Year ago a disgusted Congress abolished the old Shipping Board and created a new U. S. Maritime Commission to wipe the slate clean and start afresh within one year. In the autumn, President Roosevelt appointed a temporary commission of two superannuated admirals and a man from the Treasury Department, but not immediately could he get the man he really wanted to do the job. After his brilliant performance launching SEC, a lot of people with big business headaches wanted Joseph Patrick Kennedy to be their Mr. Fixit. Paramount Pictures, Inc. paid him $50,000 for a drastic survey report. William Randolph Hearst got him to look over his jumbled publishing empire (see p. 26). Not until this spring did Franklin Roosevelt persuade his rusty-haired friend again to give up his private affairs, say goodby to his wife and nine children in Bronxville, N. Y. and report for public service in Washington. When he gathered his commission,* the personnel of the old Shipping Board, and a few trusted aides who had been with him in SEC, and set to work, only 75 days remained before the deadline set by Congress for expiration of the old Shipping Board setup of the U. S. merchant marine.

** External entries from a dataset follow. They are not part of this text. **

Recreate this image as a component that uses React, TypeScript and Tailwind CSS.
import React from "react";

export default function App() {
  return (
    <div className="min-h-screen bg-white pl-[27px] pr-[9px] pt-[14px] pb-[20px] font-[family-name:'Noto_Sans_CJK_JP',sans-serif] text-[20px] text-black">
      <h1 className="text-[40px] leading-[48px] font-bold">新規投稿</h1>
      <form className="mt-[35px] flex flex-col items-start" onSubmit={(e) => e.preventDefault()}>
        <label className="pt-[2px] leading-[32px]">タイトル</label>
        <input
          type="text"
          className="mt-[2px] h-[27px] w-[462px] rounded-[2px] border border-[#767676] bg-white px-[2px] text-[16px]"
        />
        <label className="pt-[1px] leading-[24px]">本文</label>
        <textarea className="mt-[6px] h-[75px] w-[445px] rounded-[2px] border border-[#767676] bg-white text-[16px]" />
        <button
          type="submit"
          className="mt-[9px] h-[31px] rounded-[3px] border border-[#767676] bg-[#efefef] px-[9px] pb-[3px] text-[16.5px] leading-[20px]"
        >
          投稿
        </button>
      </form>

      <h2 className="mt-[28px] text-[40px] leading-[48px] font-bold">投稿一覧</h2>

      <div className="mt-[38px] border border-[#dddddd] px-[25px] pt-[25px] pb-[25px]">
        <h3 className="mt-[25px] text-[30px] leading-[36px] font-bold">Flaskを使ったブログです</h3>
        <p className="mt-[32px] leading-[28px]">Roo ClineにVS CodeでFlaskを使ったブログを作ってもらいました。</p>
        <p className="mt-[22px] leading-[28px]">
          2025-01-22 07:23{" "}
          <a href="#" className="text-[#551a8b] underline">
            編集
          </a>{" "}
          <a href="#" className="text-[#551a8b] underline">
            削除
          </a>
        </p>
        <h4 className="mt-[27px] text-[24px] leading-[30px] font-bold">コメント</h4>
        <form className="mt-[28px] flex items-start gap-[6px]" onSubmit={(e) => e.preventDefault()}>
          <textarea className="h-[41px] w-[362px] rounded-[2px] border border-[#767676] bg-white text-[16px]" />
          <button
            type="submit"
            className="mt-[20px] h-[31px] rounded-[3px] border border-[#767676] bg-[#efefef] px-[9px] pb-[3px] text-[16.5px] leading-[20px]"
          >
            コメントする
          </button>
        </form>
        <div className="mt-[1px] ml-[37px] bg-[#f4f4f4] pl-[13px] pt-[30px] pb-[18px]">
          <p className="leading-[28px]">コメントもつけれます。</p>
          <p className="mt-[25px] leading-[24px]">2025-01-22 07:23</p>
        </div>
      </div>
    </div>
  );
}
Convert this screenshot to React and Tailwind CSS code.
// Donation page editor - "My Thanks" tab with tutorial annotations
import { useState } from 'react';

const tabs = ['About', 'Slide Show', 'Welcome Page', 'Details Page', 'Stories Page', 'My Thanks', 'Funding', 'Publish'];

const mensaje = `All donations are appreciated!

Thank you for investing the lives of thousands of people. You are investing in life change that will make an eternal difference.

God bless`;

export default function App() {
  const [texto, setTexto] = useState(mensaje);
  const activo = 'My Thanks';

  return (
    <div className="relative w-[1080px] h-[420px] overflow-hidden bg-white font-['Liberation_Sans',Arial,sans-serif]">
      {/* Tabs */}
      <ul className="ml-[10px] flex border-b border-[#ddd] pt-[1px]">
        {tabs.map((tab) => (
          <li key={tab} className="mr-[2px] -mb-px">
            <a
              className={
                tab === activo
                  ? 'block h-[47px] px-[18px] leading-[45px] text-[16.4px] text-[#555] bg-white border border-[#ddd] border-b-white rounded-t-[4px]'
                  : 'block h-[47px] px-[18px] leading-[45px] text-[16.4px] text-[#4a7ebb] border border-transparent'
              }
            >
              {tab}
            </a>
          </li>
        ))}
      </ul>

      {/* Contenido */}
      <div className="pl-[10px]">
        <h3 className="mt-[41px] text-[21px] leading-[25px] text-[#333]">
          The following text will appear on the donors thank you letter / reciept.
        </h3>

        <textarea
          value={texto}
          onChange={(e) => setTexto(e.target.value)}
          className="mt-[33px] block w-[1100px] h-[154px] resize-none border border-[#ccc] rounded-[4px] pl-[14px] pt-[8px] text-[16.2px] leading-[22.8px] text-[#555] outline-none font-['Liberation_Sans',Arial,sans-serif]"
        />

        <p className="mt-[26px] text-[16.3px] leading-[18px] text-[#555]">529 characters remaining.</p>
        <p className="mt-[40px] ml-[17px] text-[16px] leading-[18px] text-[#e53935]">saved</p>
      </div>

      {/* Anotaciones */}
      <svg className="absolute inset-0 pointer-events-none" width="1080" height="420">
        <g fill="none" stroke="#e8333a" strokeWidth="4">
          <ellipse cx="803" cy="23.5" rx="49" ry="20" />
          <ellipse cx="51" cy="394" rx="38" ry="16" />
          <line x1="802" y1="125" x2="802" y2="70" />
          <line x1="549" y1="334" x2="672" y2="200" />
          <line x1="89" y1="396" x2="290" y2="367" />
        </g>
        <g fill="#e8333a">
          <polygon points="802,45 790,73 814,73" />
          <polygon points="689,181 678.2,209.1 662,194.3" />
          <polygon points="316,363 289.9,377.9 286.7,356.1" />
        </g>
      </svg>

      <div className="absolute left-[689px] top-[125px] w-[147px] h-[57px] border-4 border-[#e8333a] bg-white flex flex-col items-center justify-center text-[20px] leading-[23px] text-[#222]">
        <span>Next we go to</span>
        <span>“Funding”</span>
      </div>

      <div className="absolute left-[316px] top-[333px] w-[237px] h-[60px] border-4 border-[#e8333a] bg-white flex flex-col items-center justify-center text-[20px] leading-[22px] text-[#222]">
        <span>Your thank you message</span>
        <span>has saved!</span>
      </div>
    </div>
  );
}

Joe Kennedy's job included: 1) canceling the old mail subsidies and settling up between the Government and some 40 shipping lines; 2) figuring out a new type of direct subsidy on a businesslike basis and getting the shipping lines to make new contracts. The first required tireless negotiation of claims and counterclaims. The second required Mr. Kennedy to figure out what shipping routes were necessary and reasonably economic to operate so as to be worth subsidizing, and to arrange for the building of enough up-to-date ships by the operators so that they will have a chance to compete successfully for trade on those routes. All this had to be done under an awkwardly framed law, a law so imperfect that many .people believed it unworkable.

Since mid-April Mr. Kennedy has worked more 16-hr. than 8-hr. days, more seven-day than six-day weeks. Last week he made his deadline, not with all loose ends tucked neatly away, but with the most pressing part of his task under control. First he had arrived at final settlements with 23 companies holding 32 of 43 mail contracts. These companies would have had $52,000,000 in mail subsidies due them if their contracts had run to completion. They also had miscellaneous claims of $21,000,000 against the Government. He settled the lot for $750,000 net, after settlement of counterclaims by the Government. In accomplishing this feat he had the aid of a gun sticking into the solar plexus of the shipping industry. They could have refused settlement and sued the Government but if Mr. Kennedy did not give them a new subsidy most of them would probably soon be out of business and unless a line is prepared to make a show of earning its keep with reasonable aid, Mr. Kennedy was determined to cut it off the Government payroll. With only five lines settlements had not been reached. Three of these are important: the Munson Steamship Corp., with which settlement was delayed because the com-pany is in reorganization under the Bankruptcy Act; the Dollar Steamship Lines where settlement was delayed pending the rounding up of more data; and United Fruit Co.

Then Chairman Kennedy proceeded to make new subsidy contracts with 16 lines covering 22 ocean mail routes. These contracts run for only six months, to see how they will work out. The total six-month subsidy is $4,600,000, calculated on the basis of the difference between U. S. and foreign costs of operation. In addition operators will be paid by the pound for carrying mail at ordinary rates, which will yield them about $488,000 additional. Since they would have received $8,059,000 for the same period under the old mail subsidies the Government will have a saving of $3,000,000 in six months on these 16 companies. Any earnings the lines may have over 12% on invested capital will go to the Government until the subsidies are paid back.

From the long-range standpoint, this last was the most important of Joe Kennedy's maritime achievements. Last month he announced: "We are finding out which companies are in a position to attract the necessary private capital to cooperate in building ships. And we are going to be pretty sure they are able to go ahead with new ships before they get any operating assistance. We are through giving operating subsidies to ships so out of date that they can't possibly compete with modern foreign bottoms."

*Rear Admiral Henry Ariosto Wiley, U. S. N. retired (head of the temporary commission); Thomas Mullen Woodward, onetime vice president of the Shipping Board; Rear Admiral Emory Scott Land, chief of the Navy's Bureau of Construction & Repair; ex-Congressman Edward Carleton Moran Jr. of Maine.